Gillis worries, though, that Yahoo’s board will do more damage as long as Bostock and the current members remain. Possible missteps include bidding too high for video website Hulu.com, which is up for sale, or picking poorly when they settle on a permanent leader to take over from interim CEO Tim Morse.
“They could still do something really foolish,” Gillis said. “The concern out there is that this is not a functional board.”
Loeb hopes to shake things up through his Third Point fund, which specializes on buying stakes in troubled companies. In a letter Thursday, Loeb demanded the resignation of Bostock and two other directors, Arthur Kern and Vyomesh Joshi. Kern, who has a background in radio broadcasting, has been on the board since 1996 while Joshi, a top HP executive, has been a director since 2005. Loeb also said he expects Susan James, a board member since last year, to step down because he considers her too close to Bartz.
“It is time that certain members of this board were held accountable for its past failures and their individual roles,” Loeb wrote.
Loeb said he is drawing up an “all-star” list of potential replacements.
A spokesman for Yahoo’s board said it welcomes a dialogue with Third Point.
“The Yahoo board recognizes the critical challenges facing the company and appreciates constructive input from all shareholders,” the spokesman said.
In her interview with Fortune, Bartz said the board should bring her back as CEO because she “knew what to do.”
Loeb, Chervitz and other shareholders have made it clear they believe Bartz had to go. One of their biggest grievances is that Yahoo’s board signed Bartz to a four-year contract in January 2009, even though she had no previous experience running an Internet company or one that sells advertising to make money. She was most recently CEO and then executive chairman of design software maker Autodesk. The board’s critics also think the board waited far too long to replace Bartz.
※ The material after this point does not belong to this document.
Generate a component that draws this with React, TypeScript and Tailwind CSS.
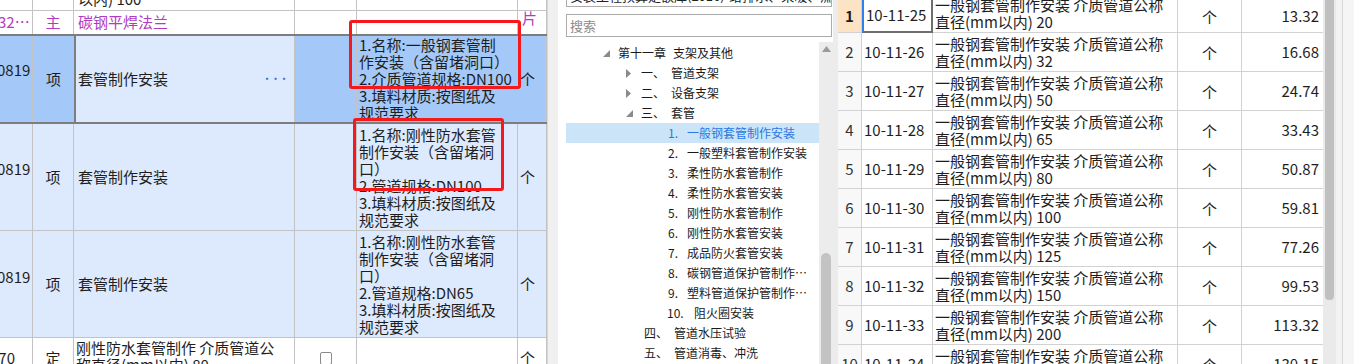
const cjk = "font-['Noto_Sans_CJK_SC',sans-serif]";

const c1 = "w-[33px] shrink-0 border-r border-[#c3c3c3] overflow-hidden";
const c2 = "w-[41px] shrink-0 border-r border-[#c3c3c3] flex items-center justify-center";
const c3 = "w-[221px] shrink-0 border-r border-[#c3c3c3] flex items-center pl-[4px] overflow-hidden";
const c4 = "w-[62px] shrink-0 border-r border-[#c3c3c3] flex items-center justify-center";
const c5 = "w-[161px] shrink-0 border-r border-[#c3c3c3] pl-[2px] pt-[2px] overflow-hidden";
const c6 = "w-[29px] shrink-0 border-r border-[#c3c3c3] flex items-center pl-[2px]";

function Lines({ items }: { items: string[] }) {
  return (
    <div className="leading-[17px] whitespace-nowrap">
      {items.map((t, i) => (
        <div key={i}>{t}</div>
      ))}
    </div>
  );
}

function LeftTable() {
  return (
    <div className="relative w-[547px] h-[364px] overflow-hidden bg-white text-[15px] text-[#1e1e1e]">
      {/* partial top row */}
      <div className="flex h-[11px] border-b border-[#c3c3c3]">
        <div className={c1} />
        <div className="w-[41px] shrink-0 border-r border-[#c3c3c3]" />
        <div className="w-[221px] shrink-0 border-r border-[#c3c3c3] overflow-hidden pl-[4px]">
          <div className="-mt-[10px] leading-[17px]">以内) 100</div>
        </div>
        <div className="w-[62px] shrink-0 border-r border-[#c3c3c3]" />
        <div className="w-[161px] shrink-0 border-r border-[#c3c3c3]" />
        <div className="w-[29px] shrink-0 border-r border-[#c3c3c3]" />
      </div>

      {/* 主材 row */}
      <div className="flex h-[23px] text-[#b03cbf]">
        <div className={c1 + " flex items-center"}>
          <span className="-ml-[2px] whitespace-nowrap">32…</span>
        </div>
        <div className={c2}>主</div>
        <div className={c3}>碳钢平焊法兰</div>
        <div className={c4} />
        <div className={c5} />
        <div className={c6 + " pl-[4px] !items-start"}>
          <span className="leading-[17px] mt-[-2px]">片</span>
        </div>
      </div>

      {/* selected row */}
      <div className="flex h-[90px] border-y-2 border-[#7d7d7d] bg-[#a4c9f8]">
        <div className={c1 + " flex items-center"}>
          <span className="-ml-[3px] -translate-y-[9px]">0819</span>
        </div>
        <div className="w-[41px] shrink-0 flex items-center justify-center">项</div>
        <div className="w-[221px] shrink-0 border-l-2 border-r border-l-[#7d7d7d] border-r-[#c3c3c3] bg-[#dde9fc] flex items-center justify-between pl-[2px] pr-[6px]">
          <span>套管制作安装</span>
          <span className="text-[#2f6fd0] text-[9px] tracking-[-0.5px] font-bold">···</span>
        </div>
        <div className={c4} />
        <div className={c5 + " !pt-0"}>
          <Lines items={["1.名称:一般钢套管制", "作安装（含留堵洞口）", "2.介质管道规格:DN100", "3.填料材质:按图纸及", "规范要求"]} />
        </div>
        <div className={c6}>个</div>
      </div>

      {/* row 4 */}
      <div className="flex h-[107px] border-b border-[#c3c3c3] bg-[#dde9fc]">
        <div className={c1 + " flex items-center"}>
          <span className="-ml-[3px] -translate-y-[8px]">0819</span>
        </div>
        <div className={c2}>项</div>
        <div className={c3}>套管制作安装</div>
        <div className={c4} />
        <div className={c5}>
          <Lines items={["1.名称:刚性防水套管", "制作安装（含留堵洞", "口）", "2.管道规格:DN100", "3.填料材质:按图纸及", "规范要求"]} />
        </div>
        <div className={c6}>个</div>
      </div>

      {/* row 5 */}
      <div className="flex h-[107px] border-b border-[#c3c3c3] bg-[#dde9fc]">
        <div className={c1 + " flex items-center"}>
          <span className="-ml-[3px] -translate-y-[7px]">0819</span>
        </div>
        <div className={c2}>项</div>
        <div className={c3}>套管制作安装</div>
        <div className={c4} />
        <div className={c5}>
          <Lines items={["1.名称:刚性防水套管", "制作安装（含留堵洞", "口）", "2.管道规格:DN65", "3.填料材质:按图纸及", "规范要求"]} />
        </div>
        <div className={c6}>个</div>
      </div>

      {/* row 6 */}
      <div className="flex h-[40px] bg-white">
        <div className={c1 + " flex items-center"}>
          <span className="-ml-[10px]">170</span>
        </div>
        <div className={c2}>定</div>
        <div className="w-[221px] shrink-0 border-r border-[#c3c3c3] pl-[2px] pt-[1px] overflow-hidden">
          <Lines items={["刚性防水套管制作 介质管道公", "称直径(mm以内) 80"]} />
        </div>
        <div className={c4 + " !items-start pt-[14px]"}>
          <div className="w-[12px] h-[13px] rounded-[2px] border border-[#8a8a8a] bg-white" />
        </div>
        <div className={c5} />
        <div className={c6 + " !items-start pt-[9px]"}>个</div>
      </div>

      {/* red highlight boxes */}
      <div className="absolute left-[349px] top-[20px] w-[172px] h-[69px] border-[3px] border-[#f5191c] rounded-[3px]" />
      <div className="absolute left-[353px] top-[118px] w-[151px] h-[73px] border-[3px] border-[#f5191c] rounded-[3px]" />
    </div>
  );
}

function TriDown() {
  return (
    <svg width="7" height="7" viewBox="0 0 7 7">
      <polygon points="7,0 7,7 0,7" fill="#8a8a8a" />
    </svg>
  );
}

function TriRight() {
  return (
    <svg width="5" height="9" viewBox="0 0 5 9">
      <polygon points="0,0 5,4.5 0,9" fill="#8a8a8a" />
    </svg>
  );
}

type Node = { indent: number; tri?: "down" | "right"; pre: string; preW: number; label: string; sel?: boolean };

const nodes: Node[] = [
  { indent: 34, tri: "down", pre: "第十一章", preW: 55, label: "支架及其他" },
  { indent: 57, tri: "right", pre: "一、", preW: 30, label: "管道支架" },
  { indent: 57, tri: "right", pre: "二、", preW: 30, label: "设备支架" },
  { indent: 57, tri: "down", pre: "三、", preW: 30, label: "套管" },
  { indent: 102, pre: "1.", preW: 19, label: "一般钢套管制作安装", sel: true },
  { indent: 102, pre: "2.", preW: 19, label: "一般塑料套管制作安装" },
  { indent: 102, pre: "3.", preW: 19, label: "柔性防水套管制作" },
  { indent: 102, pre: "4.", preW: 19, label: "柔性防水套管安装" },
  { indent: 102, pre: "5.", preW: 19, label: "刚性防水套管制作" },
  { indent: 102, pre: "6.", preW: 19, label: "刚性防水套管安装" },
  { indent: 102, pre: "7.", preW: 19, label: "成品防火套管安装" },
  { indent: 102, pre: "8.", preW: 19, label: "碳钢管道保护管制作…" },
  { indent: 102, pre: "9.", preW: 19, label: "塑料管道保护管制作…" },
  { indent: 101, pre: "10.", preW: 27, label: "阻火圈安装" },
  { indent: 78, pre: "四、", preW: 30, label: "管道水压试验" },
  { indent: 78, pre: "五、", preW: 30, label: "管道消毒、冲洗" },
];

function TreePanel() {
  return (
    <div className="w-[275px] h-[364px] bg-white flex flex-col pl-[8px] overflow-hidden text-[12px]">
      <div className="h-[7px] overflow-hidden border border-t-0 border-[#ababab] mr-[1px]">
        <div className="-mt-[12px] pl-[3px] leading-[16px] text-[13px] whitespace-nowrap text-[#222]">
          安装工程预算定额库(2016)-给排水、采暖、燃气工程
        </div>
      </div>
      <div className="mt-[7px] h-[23px] border border-[#ababab] mr-[1px] flex items-center pl-[3px] text-[13px] text-[#8c8c8c]">
        搜索
      </div>
      <div className="mt-[5px] flex flex-1 min-h-0">
        <div className="w-[253px] pt-[1px]">
          {nodes.map((n, i) => (
            <div
              key={i}
              className={
                "h-[20px] flex items-center whitespace-nowrap " +
                (n.sel ? "bg-[#cce4f8] text-[#2a78e0]" : "text-[#1a1a1a]")
              }
            >
              <div className="shrink-0" style={{ width: n.tri ? n.indent + 3 : n.indent }} />
              {n.tri && (
                <div className="w-[15px] shrink-0 flex items-center">
                  {n.tri === "down" ? <TriDown /> : <TriRight />}
                </div>
              )}
              <span className="shrink-0" style={{ width: n.preW }}>
                {n.pre}
              </span>
              <span>{n.label}</span>
            </div>
          ))}
        </div>
        <div className="w-[14px] bg-[#ececec] flex flex-col items-center">
          <svg width="9" height="6" viewBox="0 0 9 6" className="mt-[4px]">
            <polygon points="0,6 4.5,0 9,6" fill="#9a9a9a" />
          </svg>
          <div className="mt-[201px] w-[10px] flex-1 rounded-t-[5px] bg-[#c3c3c3]" />
        </div>
      </div>
    </div>
  );
}

const rows = [
  ["10-11-25", "20", "13.32"],
  ["10-11-26", "32", "16.68"],
  ["10-11-27", "50", "24.74"],
  ["10-11-28", "65", "33.43"],
  ["10-11-29", "80", "50.87"],
  ["10-11-30", "100", "59.81"],
  ["10-11-31", "125", "77.26"],
  ["10-11-32", "150", "99.53"],
  ["10-11-33", "200", "113.32"],
  ["10-11-34", "250", "130.15"],
];

function QuotaTable() {
  return (
    <div className="flex h-[364px] overflow-hidden">
      <div className="w-[485px] bg-white text-[15px] text-[#1e1e1e]">
        <div className="-mt-[6px]">
          {rows.map((r, i) => {
            const first = i === 0;
            return (
              <div key={i} className="flex h-[39px] border-b border-[#d2d2d2]">
                <div
                  className={
                    "w-[24px] shrink-0 border-r border-[#d2d2d2] flex items-center justify-center " +
                    (first ? "bg-[#fce3c3] font-bold pt-[6px]" : "bg-[#f8f8f8] text-[#333]")
                  }
                >
                  {i + 1}
                </div>
                <div
                  className={
                    "w-[71px] shrink-0 flex items-center pl-[2px] " +
                    (first
                      ? "border-l-2 border-l-[#2f7fef] border-r-2 border-r-[#6e6e6e] border-b-2 border-b-[#6e6e6e] -mb-[1px] pt-[6px]"
                      : "border-r border-[#d2d2d2]")
                  }
                >
                  {r[0]}
                </div>
                <div className="w-[245px] shrink-0 border-r border-[#d2d2d2] flex items-center pl-[2px] overflow-hidden">
                  <div className="leading-[17px] whitespace-nowrap">
                    <div>一般钢套管制作安装 介质管道公称</div>
                    <div>直径(mm以内) {r[1]}</div>
                  </div>
                </div>
                <div className={"w-[64px] shrink-0 border-r border-[#d2d2d2] flex items-center justify-center pt-[2px]" + (first ? " pt-[8px]" : "")}>
                  个
                </div>
                <div className={"w-[81px] shrink-0 flex items-center justify-end pr-[4px]" + (first ? " pt-[6px]" : "")}>{r[2]}</div>
              </div>
            );
          })}
        </div>
      </div>
      <div className="w-[13px] bg-[#eaeaea] flex justify-center">
        <div className="w-[9px] h-[300px] rounded-b-[4px] bg-[#c0c0c0]" />
      </div>
      <div className="w-[7px] bg-[#f3f3f3] border-r border-[#d8d8d8]" />
      <div className="w-[11px] bg-[#f5f5f5]" />
    </div>
  );
}

export default function App() {
  return (
    <div className={"w-[1354px] h-[364px] overflow-hidden flex bg-[#eeeeee] " + cjk}>
      <LeftTable />
      <div className="w-[11px] shrink-0 bg-[#f0f0f0] border-l border-[#d6d6d6]" />
      <TreePanel />
      <div className="w-[5px] shrink-0 bg-[#ececec]" />
      <QuotaTable />
    </div>
  );
}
But Bartz felt she was being turned into a scapegoat by a board that she says is still haunted by its rebuff of Microsoft’s takeover offer.
“The board was so spooked by being cast as the worst board in the country,” Bartz said. “Now they’re trying to show that they’re not the doofuses that they are.”
During Bartz’s tenure, five Yahoo directors left the board and four of the spots were filled with new appointees. Bartz remains on the board, a seat she told Fortune she intends to keep.
But Yahoo doesn’t want her in the boardroom. “Ms. Bartz is obligated to resign from the board, and we expect her to do so,” the company spokesman said. Yahoo already has removed Bartz’s picture and biography from the section of its website devoted to its board.
Bostock, who is also vice chairman of Delta Air Lines Inc., has steadfastly refused to surrender his post at Yahoo even after nearly 40 percent of shareholders voted against his re-election in 2008 after the Microsoft talks collapsed. About 20 percent of Yahoo’s shareholders opposed Bostock’s re-election at the company’s latest annual meeting. During that meeting, Bostock told shareholders that Yahoo’s board was “very supportive” of Bartz.
Yahoo leaves the evaluation of its directors’ performances up to its nominating and corporate governance committee. That’s chaired by Patti Hart, a Yahoo board member for the past 14 months and CEO of casino game maker International Game Technology.
If the board truly values its shareholder opinion, Chervitz thinks a majority of the directors should pressure Bostock into resigning.
“I do not delude myself into thinking that will necessarily change the company’s direction or drive up the stock price, but it would have important symbolic value,” he said. “(Bostock) picked the wrong person to be CEO last time and waited too long to get rid of her. Now, it’s time for the accountability to move up the chain of command.”